Poincaré's ingenious analysis of metrical geometry may well have faded from view, were it not for a strong, later endorsement by Einstein. In 1921, Einstein gave a lecture, "Geometry and Experience," before the Prussian Academy of Science. In it he gave his version of Poincaré's argument:
"Why is the equivalence of the practically-rigid body and the body of geometry—which suggests itself so readily—rejected by Poincaré and other investigators? Simply because under closer inspection the real solid bodies in nature are not rigid, because their geometrical behavior, that is, their possibilities of relative disposition, depend upon temperature, external forces, etc. Thus the original, immediate relation between geometry and physical reality appears destroyed, and we feel impelled toward the following more general view, which characterizes Poincaré's standpoint. Geometry (G) predicates nothing about the behavior of real things, but only geometry together with the totality (P) of physical laws can do so. Using symbols, we may say that only the sum of (G) + (P) is subject to experimental verification. Thus (G) may be chosen arbitrarily, and also parts of (P); all these laws are conventions. All that is necessary to avoid contradictions is to choose the remainder of (P) so that (G) and the whole of (P) are together in accord with experience. Envisaged in this way, axiomatic geometry and the part of natural law, which has been given a conventional status, appear as epistemologically equivalent."
(G) + (P)
This was a powerful endorsement of the conventionality thesis from Einstein just as he was rising to celebrity status, after the success of the 1919 eclipse expeditions that tested his general theory of relativity. Earlier in the lecture, Einstein had stressed the importance of the starting point: that geometry is an empirical science whose laws are to be discovered from measurements. That view, he asserted, was important in his original discovery of general relativity. He explained:
"I attach special importance to the view of geometry, which I have just set forth, because without it I should have been unable to formulate the theory of relativity. Without it the following reflection would have been impossible: in a system of reference rotating relatively to an inertial system, the laws of disposition of rigid bodies do not correspond to the rules of Euclidean geometry on account of the Lorentz contraction; thus if we admit non-inertial systems on an equal footing, we must abandon Euclidean geometry. Without the above interpretation the decisive step in the transition to generally covariant equations would certainly not have been taken."
Here Einstein is recalling his analysis of rotating disk from his work of 1912. (We discussed it here.) Einstein's rotating disk and Poincaré's disk are not the same, but they are obviously close in their approaches.

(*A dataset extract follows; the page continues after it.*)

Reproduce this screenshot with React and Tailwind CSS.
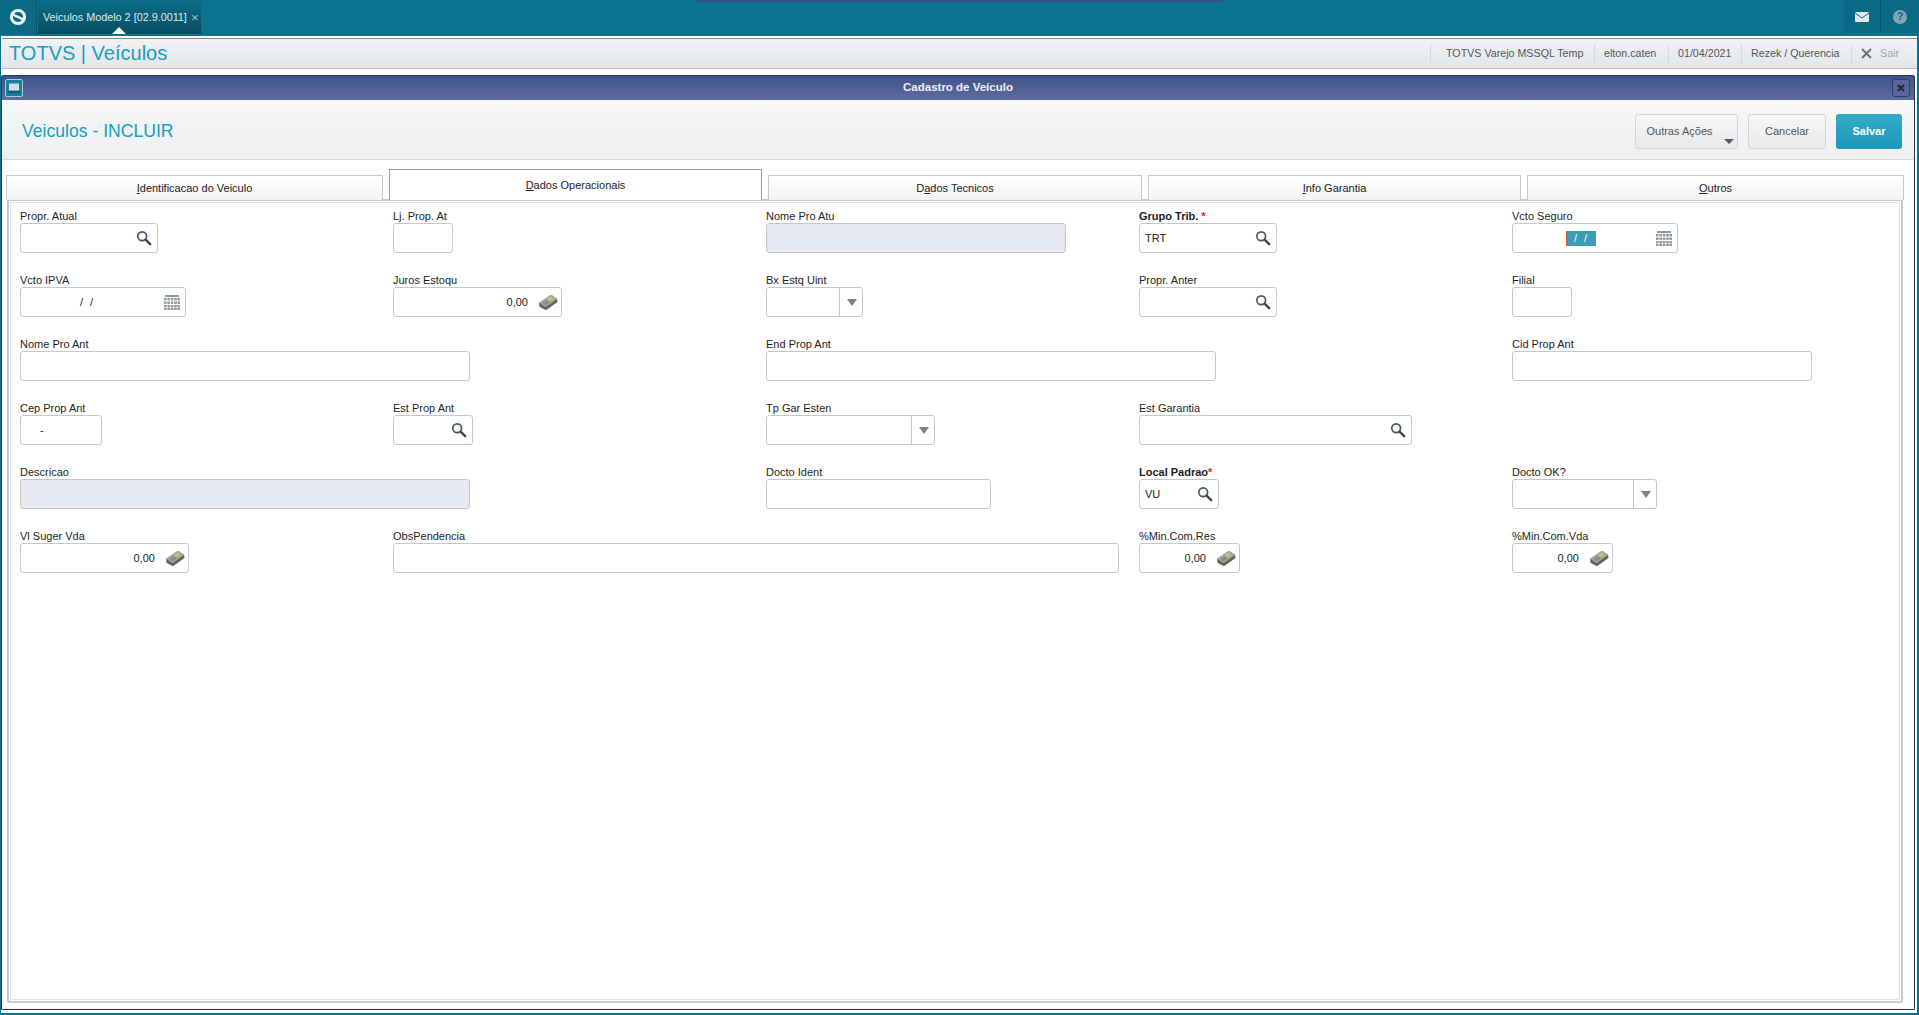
const font = { fontFamily: '"Liberation Sans", Arial, sans-serif' };

const SearchIcon = () => (
  <svg width="16" height="16" viewBox="0 0 16 16" className="shrink-0">
    <circle cx="6.2" cy="6.2" r="4.4" fill="#f4f6f8" stroke="#4b5563" strokeWidth="1.7" />
    <path d="M9.6 9.6 L14.2 14.2" stroke="#3f4754" strokeWidth="2.4" strokeLinecap="round" />
  </svg>
);

const CalendarIcon = () => (
  <svg width="16" height="15" viewBox="0 0 16 15" fill="#8f96a0" className="shrink-0">
    <rect x="1" y="0" width="14" height="2" />
    {[3, 6.5, 10, 13].map(y =>
      [0, 3.4, 6.8, 10.2, 13.4].map(x => <rect key={`${x}-${y}`} x={x} y={y} width="2.6" height="2.4" />)
    )}
  </svg>
);

const MoneyIcon = () => (
  <svg width="20" height="17" viewBox="0 0 20 17" className="shrink-0">
    <path d="M1 9 L12 1.5 Q13 1 14 1.5 L19 5 L19.5 8 L9 15.5 Q8 16.3 6.5 15.6 L1.5 12.8 Z" fill="#66625a" />
    <path d="M1 8.8 L12 1.2 Q13 0.8 14 1.3 L19.3 4.8 L8.5 12.6 Q7.5 13.2 6.5 12.6 Z" fill="#aaa79c" />
    <path d="M9 5 L12.4 2.8 L15.4 4.8 L12 7.2 Z" fill="#a6d872" />
    <path d="M4 9 L8.5 6 L12 8.4 L7.6 11.4 Z" fill="#8f8c80" />
  </svg>
);

const Field = ({ label, className = '', w, kind, value, disabled, bold, req }) => (
  <div className={className}>
    <div className={`h-[14px] whitespace-pre text-[11px] leading-[14px] text-[#1d1d1d] ${bold ? 'font-bold' : ''}`}>
      {label}
      {req && <span className="text-[#e0242c]">{req}</span>}
    </div>
    <div
      className={`flex h-[30px] items-center rounded-[3px] border border-[#c6c6c6] text-[11px] text-[#222] ${w} ${
        disabled ? 'bg-[#e6e9ef]' : 'bg-white'
      }`}
    >
      {kind === 'search' && (
        <>
          <span className="flex-1 pl-[5px]">{value}</span>
          <span className="mr-[5px]"><SearchIcon /></span>
        </>
      )}
      {kind === 'date' && (
        <>
          <span className="flex-1 pl-[59px] tracking-[2px]">/ /</span>
          <span className="mr-[5px]"><CalendarIcon /></span>
        </>
      )}
      {kind === 'dateActive' && (
        <>
          <span className="ml-[53px] h-[15px] w-[30px] border-l border-[#c0583c] bg-[#3a9cb8] text-center leading-[15px] tracking-[2px] text-white">/ /</span>
          <span className="flex-1" />
          <span className="mr-[5px]"><CalendarIcon /></span>
        </>
      )}
      {kind === 'money' && (
        <>
          <span className="flex-1 pr-[10px] text-right">0,00</span>
          <span className="mr-[3px]"><MoneyIcon /></span>
        </>
      )}
      {kind === 'select' && (
        <>
          <span className="flex-1" />
          <span className="flex h-full w-[23px] items-center justify-center border-l border-[#c6c6c6] pl-[2px]">
            <span className="h-0 w-0 border-x-[5px] border-t-[7px] border-x-transparent border-t-[#7a828c]" />
          </span>
        </>
      )}
      {kind === 'cep' && <span className="pl-[19px]">-</span>}
    </div>
  </div>
);

const Tab = ({ children, className = '', active }) => (
  <div
    className={`flex shrink-0 items-center justify-center text-[11px] text-[#222] ${className} ${
      active
        ? 'h-[31px] border-x border-t border-[#9a9a9a] bg-white'
        : 'h-[25px] border-x border-t border-[#c8c8c8] bg-gradient-to-b from-white to-[#f2f2f2] pt-px'
    }`}
  >
    <span>{children}</span>
  </div>
);

const HeaderCell = ({ children, className = '' }) => (
  <div className={`flex h-[20px] items-center whitespace-nowrap border-l border-[#d5d8dc] ${className}`}>{children}</div>
);

const Button = ({ children, className = '' }) => (
  <div className={`flex h-[35px] items-center justify-center rounded-[3px] border border-[#d5d5d5] bg-gradient-to-b from-[#f7f7f7] to-[#e9e9e9] pt-px text-[11px] text-[#555] ${className}`}>
    {children}
  </div>
);

export default function App() {
  return (
    <div style={font} className="relative flex h-[1015px] w-[1919px] flex-col overflow-hidden bg-white">
      {/* faixa azul do canto superior */}
      <div className="absolute left-[695px] top-0 h-[2px] w-[527px] bg-[#33508c]" />

      {/* barra superior */}
      <div className="flex h-[36px] shrink-0 bg-[#0b7390]">
        <div className="flex h-[34px] w-[36px] items-center justify-center bg-[#0a6a85]">
          <svg width="18" height="18" viewBox="0 0 18 18">
            <circle cx="9" cy="9" r="6.6" fill="none" stroke="#eef6f8" strokeWidth="3" />
            <path d="M3.8 6.6 L14.2 11.4" stroke="#eef6f8" strokeWidth="2.6" />
          </svg>
        </div>
        <div className="w-px bg-[#08566c]" />
        <div className="relative ml-px flex h-[34px] w-[163px] items-center whitespace-nowrap bg-gradient-to-b from-[#0b6e88] to-[#064e62] pl-[5px] text-[10.8px] text-[#dcecf0]">
          <span>Veiculos Modelo 2 [02.9.0011]</span>
          <span className="ml-[4px] text-[13px] leading-none text-[#9fc0ca]">×</span>
          <span className="absolute bottom-0 left-[74px] h-0 w-0 border-x-[7px] border-b-[7px] border-x-transparent border-b-white" />
        </div>
        <div className="flex-1" />
        <div className="flex h-[33px] w-[37px] items-center justify-center border-r border-[#08566c] bg-[#0a6a85]">
          <svg width="14" height="10" viewBox="0 0 14 10">
            <rect width="14" height="10" rx="1" fill="#dfe9ee" />
            <path d="M0 1 L7 6 L14 1" fill="none" stroke="#0a6a85" strokeWidth="1" />
          </svg>
        </div>
        <div className="flex h-[33px] w-[38px] items-center justify-center bg-[#0a6a85]">
          <span className="flex h-[14px] w-[14px] items-center justify-center rounded-full bg-[#84a6b3] text-[11px] font-bold leading-none text-[#0a6a85]">?</span>
        </div>
      </div>

      {/* area branca com as bordas da janela principal */}
      <div className="flex min-h-0 flex-1 flex-col border-b-2 border-l border-r-2 border-[#0b7390] pt-[2px]">
        {/* cabecalho TOTVS */}
        <div className="ml-px flex h-[31px] shrink-0 items-center border-y border-t-[#8a8a8a] border-b-[#bcbcbc] bg-gradient-to-b from-[#f0f2f4] to-[#e3e6e9] pl-[7px]">
          <span className="-mt-[2px] flex-1 text-[20px] leading-none text-[#159fc2]">TOTVS | Veículos</span>
          <div className="flex items-center text-[10.7px] text-[#555]">
            <HeaderCell className="w-[164px] pl-[15px]">TOTVS Varejo MSSQL Temp</HeaderCell>
            <HeaderCell className="w-[74px] pl-[9px]">elton.caten</HeaderCell>
            <HeaderCell className="w-[73px] pl-[9px]">01/04/2021</HeaderCell>
            <HeaderCell className="w-[110px] pl-[9px]">Rezek / Querencia</HeaderCell>
            <HeaderCell className="w-[66px] pl-[9px]">
              <svg width="11" height="11" viewBox="0 0 11 11" className="mr-[8px]">
                <path d="M1 1 L10 10 M10 1 L1 10" stroke="#6b7078" strokeWidth="1.8" />
              </svg>
              <span className="text-[#a0a4a8]">Sair</span>
            </HeaderCell>
          </div>
        </div>

        {/* janela Cadastro de Veiculo */}
        <div className="mb-[3px] mr-[2px] mt-[6px] flex min-h-0 flex-1 flex-col rounded-t-[2px] border border-[#1f3a64] bg-white">
          <div className="relative flex h-[24px] shrink-0 items-center justify-center bg-gradient-to-b from-[#3f5289] to-[#616c9f] text-[11.5px] font-bold text-[#eef0f6]">
            Cadastro de Veículo
            <span className="absolute left-[3px] top-[3px] flex h-[18px] w-[18px] items-center justify-center rounded-[2px] border border-[#9fd0dc] bg-[#17809e]">
              <svg width="12" height="11" viewBox="0 0 12 11">
                <rect x="1" y="0.5" width="10" height="7" fill="#d4dde2" />
                <rect x="0" y="8" width="12" height="2" fill="#0c5a70" />
              </svg>
            </span>
            <span className="absolute right-[4px] top-[3px] flex h-[18px] w-[18px] items-center justify-center rounded-[3px] border border-[#2d3d70] bg-[#5a669a]">
              <svg width="8" height="8" viewBox="0 0 8 8">
                <path d="M1 1 L7 7 M7 1 L1 7" stroke="#20263f" strokeWidth="2" />
              </svg>
            </span>
          </div>

          <div className="flex h-[60px] shrink-0 items-center border-b border-[#d8d8d8] bg-gradient-to-b from-[#f6f8f7] to-[#eeeff1] pl-[20px] pr-[12px] pt-[3px]">
            <span className="flex-1 text-[17.6px] text-[#159fc2]">Veiculos - INCLUIR</span>
            <Button className="relative w-[103px] pr-[14px]">
              Outras Ações
              <span className="absolute bottom-[4px] right-[3px] h-0 w-0 border-x-[5px] border-t-[5px] border-x-transparent border-t-[#555b66]" />
            </Button>
            <Button className="ml-[10px] w-[78px]">Cancelar</Button>
            <div className="ml-[10px] flex h-[35px] w-[66px] items-center justify-center rounded-[3px] bg-gradient-to-b from-[#36abc9] to-[#1a97b9] pt-px text-[11px] font-bold text-white">
              Salvar
            </div>
          </div>

          <div className="flex min-h-0 flex-1 flex-col px-[4px] pb-[6px] pt-[9px]">
            <div className="relative z-10 -mb-px flex items-end gap-[6px]">
              <Tab className="w-[377px]"><u>I</u>dentificacao do Veiculo</Tab>
              <Tab className="w-[373px]" active><u>D</u>ados Operacionais</Tab>
              <Tab className="w-[374px]">D<u>a</u>dos Tecnicos</Tab>
              <Tab className="w-[373px]"><u>I</u>nfo Garantia</Tab>
              <Tab className="w-[377px]"><u>O</u>utros</Tab>
            </div>
            <div className="ml-px mr-[7px] flex min-h-0 flex-1 rounded-[2px] border-2 border-[#cacaca] p-px">
              <div className="flex-1 rounded-[2px] border border-[#e2e2e2] pl-[9px] pt-[6px]">
                <div className="grid grid-cols-[repeat(5,373px)] gap-y-[20px]">
                  <Field label="Propr. Atual" w="w-[138px]" kind="search" />
                  <Field label="Lj. Prop. At" w="w-[60px]" />
                  <Field label="Nome Pro Atu" w="w-[300px]" disabled />
                  <Field label="Grupo Trib. " w="w-[138px]" kind="search" value="TRT" bold req="*" />
                  <Field label="Vcto Seguro" w="w-[166px]" kind="dateActive" />

                  <Field label="Vcto IPVA" w="w-[166px]" kind="date" />
                  <Field label="Juros Estoqu" w="w-[169px]" kind="money" />
                  <Field label="Bx Estq Uint" w="w-[97px]" kind="select" />
                  <Field label="Propr. Anter" w="w-[138px]" kind="search" />
                  <Field label="Filial" w="w-[60px]" />

                  <Field label="Nome Pro Ant" className="col-span-2" w="w-[450px]" />
                  <Field label="End Prop Ant" className="col-span-2" w="w-[450px]" />
                  <Field label="Cid Prop Ant" w="w-[300px]" />

                  <Field label="Cep Prop Ant" w="w-[82px]" kind="cep" />
                  <Field label="Est Prop Ant" w="w-[80px]" kind="search" />
                  <Field label="Tp Gar Esten" w="w-[169px]" kind="select" />
                  <Field label="Est Garantia" className="col-span-2" w="w-[273px]" kind="search" />

                  <Field label="Descricao" className="col-span-2" w="w-[450px]" disabled />
                  <Field label="Docto Ident" w="w-[225px]" />
                  <Field label="Local Padrao" w="w-[80px]" kind="search" value="VU" bold req="*" />
                  <Field label="Docto OK?" w="w-[145px]" kind="select" />

                  <Field label="Vl Suger Vda" w="w-[169px]" kind="money" />
                  <Field label="ObsPendencia" className="col-span-2" w="w-[726px]" />
                  <Field label="%Min.Com.Res" w="w-[101px]" kind="money" />
                  <Field label="%Min.Com.Vda" w="w-[101px]" kind="money" />
                </div>
              </div>
            </div>
          </div>
        </div>
      </div>
    </div>
  );
}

The notion of a conventionality of geometry was soon picked up by Einstein's foremost expositor and philosophical commentator, Hans Reichenbach. His 1927 Philosophy of Space and Time gave the conventionality of geometry pride of place in the opening Chapter 1 on space.
His version of the Poincaré disk involved a flat glass surface "G" with a hemispherical hump in the center. Reichenbach's figure is redrawn below:
|Humans on the glass surface G would explore its surface with measuring rods and soon find that their surface has a hump in it. Reichenbach now imagined a light high above that cast shadows of the rods of G onto a second flat surface E. These shadow rods would return a non-Euclidean spherical geometry in the vicinity of the hump. While all the rods of the surface G would be the same length, their shadows on E would not. So the distance A'B' would equal that of B'C' on the glass hump. But the shadow AB would not be the same length as BC on the surface E. That is, they would differ according to the Euclidean geometry native to E.||
But now imagine, Reichenbach continues, that the measuring rods available to the E-people are forced to conform to the lengths of the shadows, then those rods would return a spherical geometry. What might force them to behave so? One might have temperature differences that enforce the requisite expansions and contractions.
Reichenbach's analysis matches that of Poincaré in general outline. One major difference is that Poincaré considered only geometries of constant curvature. Reichenbach uses a surface which has zero curvature in one place and positive curvature in another. This is an extension that, we might guess, would be unwelcome to Poincaré.
|Reichenbach did address the obvious weak point in the Poincaré analysis. The use of a temperature based disturbance asks a lot of the reader. We must ignore that the large changes in temperature Poincaré imaged are something we can detect independently of the contraction of rods. As we move closer to absolute zero, different substances liquefy and freeze at different temperatures, which would immediately reveal temperature based disturbances. Even if we ignore those effects, we have the problem that different materials contract and expand differently for the same temperature differences. (Hence a Mercury in glass thermometer can only work because Mercury expands more on heating than does glass.) That would mean that measuring rods made of different substances would return different geometries.|
Reichenbach made this problem a focus of extended discussion. He distinguished all those forces that act differently on different substances as "differential forces." Those would not be the basis of his analysis. Instead, he would consider "universal forces." They are, by supposition, free of these effects. They act in the same way on all materials; and there is no way to shield materials from them. To make his and Poincaré's example work, we are to assume that the rods used to explore the space are acted upon by universal forces.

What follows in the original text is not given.